* [YOUR TASK] Check the listing below line by line and report how many lines hold "React", with no other words.

* [DATA SHOWN]

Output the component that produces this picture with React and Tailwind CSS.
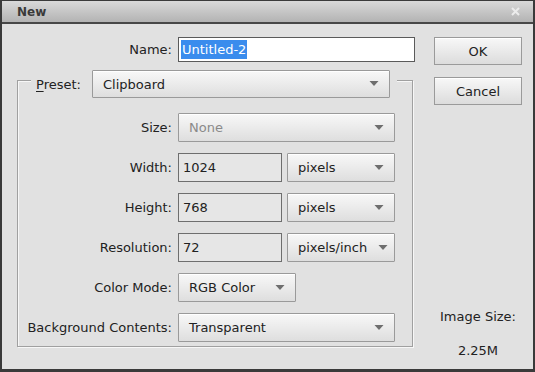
import React from "react";

const font = { fontFamily: '"DejaVu Sans", Verdana, sans-serif' };

function Arrow() {
  return (
    <svg width="10" height="6" viewBox="0 0 10 6" className="shrink-0">
      <path d="M0.5 0 L9.5 0 L5 5 Z" fill="#6e6e6e" />
    </svg>
  );
}

function Dropdown({ w, text, disabled, h = "h-[29px]", pr = "pr-[10px]" }) {
  return (
    <div
      className={`${w} ${h} ${pr} flex items-center justify-between pl-[10px] border border-[#9a9a9a] rounded-[1px] bg-gradient-to-b from-[#f8f8f8] to-[#dedede] shadow-[inset_0_1px_0_#ffffff]`}
    >
      <span className={disabled ? "text-[#8a8a8a]" : "text-[#222]"}>{text}</span>
      <Arrow />
    </div>
  );
}

function Field({ text }) {
  return (
    <div className="w-[104px] h-[29px] flex items-center pl-[4px] border border-[#6e6e6e] bg-[#e6e6e6] text-[#222]">
      {text}
    </div>
  );
}

function Label({ children }) {
  return <div className="w-[154px] text-right text-[#222] shrink-0">{children}</div>;
}

function Row({ label, children, mt = "mt-[11px]" }) {
  return (
    <div className={`flex items-center ${mt}`}>
      <Label>{label}</Label>
      <div className="ml-[6px] flex items-center gap-[5px]">{children}</div>
    </div>
  );
}

export default function App() {
  return (
    <div
      style={font}
      className="w-[535px] h-[372px] flex flex-col border-t border-x-2 border-b-[3px] border-[#3a3a3a] bg-[#3a3a3a] text-[13px] leading-none overflow-hidden"
    >
      <div className="h-[23px] shrink-0 flex items-center justify-between px-[15px] bg-gradient-to-b from-[#d9d9d9] to-[#b3b3b3] border-b-2 border-[#474747]">
        <span className="font-bold text-[12px] text-[#3a3a3a]">New</span>
        <svg width="9" height="9" viewBox="0 0 9 9" className="mr-[-2px]">
          <path d="M1 1 L8 8 M8 1 L1 8" stroke="#ececec" strokeWidth="2" />
        </svg>
      </div>
      <div className="flex-1 bg-[#e1e1e1] flex pl-[15px] pt-[13px]">
        <div className="w-[398px] flex flex-col">
          <div className="flex items-center h-[25px]">
            <div className="w-[155px] text-right text-[#222]">Name:</div>
            <div className="ml-[6px] w-[237px] h-[25px] bg-white border border-[#5a5a5a] flex items-center pl-[2px]">
              <span className="bg-[#3a8ced] text-white px-[1px] h-[19px] flex items-center">Untitled-2</span>
            </div>
          </div>
          <div className="mt-[18px] w-[396px] h-[267px] border border-[#a0a0a0] shadow-[1px_1px_0_#f7f7f7,inset_1px_1px_0_#f7f7f7] flex flex-col">
            <div className="mt-[-11px] ml-[13px] w-[366px] flex items-center bg-[#e1e1e1] px-[5px]">
              <span className="text-[#222] w-[56px]">
                <span className="underline underline-offset-2">P</span>reset:
              </span>
              <Dropdown w="w-[298px]" text="Clipboard" h="h-[28px]" />
            </div>
            <Row label="Size:" mt="mt-[15px]">
              <Dropdown w="w-[217px]" text="None" disabled />
            </Row>
            <Row label="Width:">
              <Field text="1024" />
              <Dropdown w="w-[108px]" text="pixels" />
            </Row>
            <Row label="Height:">
              <Field text="768" />
              <Dropdown w="w-[108px]" text="pixels" />
            </Row>
            <Row label="Resolution:">
              <Field text="72" />
              <Dropdown w="w-[108px]" text="pixels/inch" pr="pr-[6px]" />
            </Row>
            <Row label="Color Mode:">
              <Dropdown w="w-[118px]" text="RGB Color" />
            </Row>
            <Row label="Background Contents:">
              <Dropdown w="w-[217px]" text="Transparent" />
            </Row>
          </div>
        </div>
        <div className="ml-[19px] w-[88px] flex flex-col text-[#222]">
          <div className="h-[28px] flex items-center justify-center border border-[#9a9a9a] bg-gradient-to-b from-[#f8f8f8] to-[#dcdcdc] shadow-[inset_0_1px_0_#ffffff]">
            OK
          </div>
          <div className="mt-[12px] h-[28px] flex items-center justify-center border border-[#9a9a9a] bg-gradient-to-b from-[#f8f8f8] to-[#dcdcdc] shadow-[inset_0_1px_0_#ffffff]">
            Cancel
          </div>
          <div className="mt-[204px] text-center leading-[16px]">Image Size:</div>
          <div className="mt-[18px] text-center leading-[16px]">2.25M</div>
        </div>
      </div>
    </div>
  );
}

* [RESPONSE TO THIS EXERCISE] 2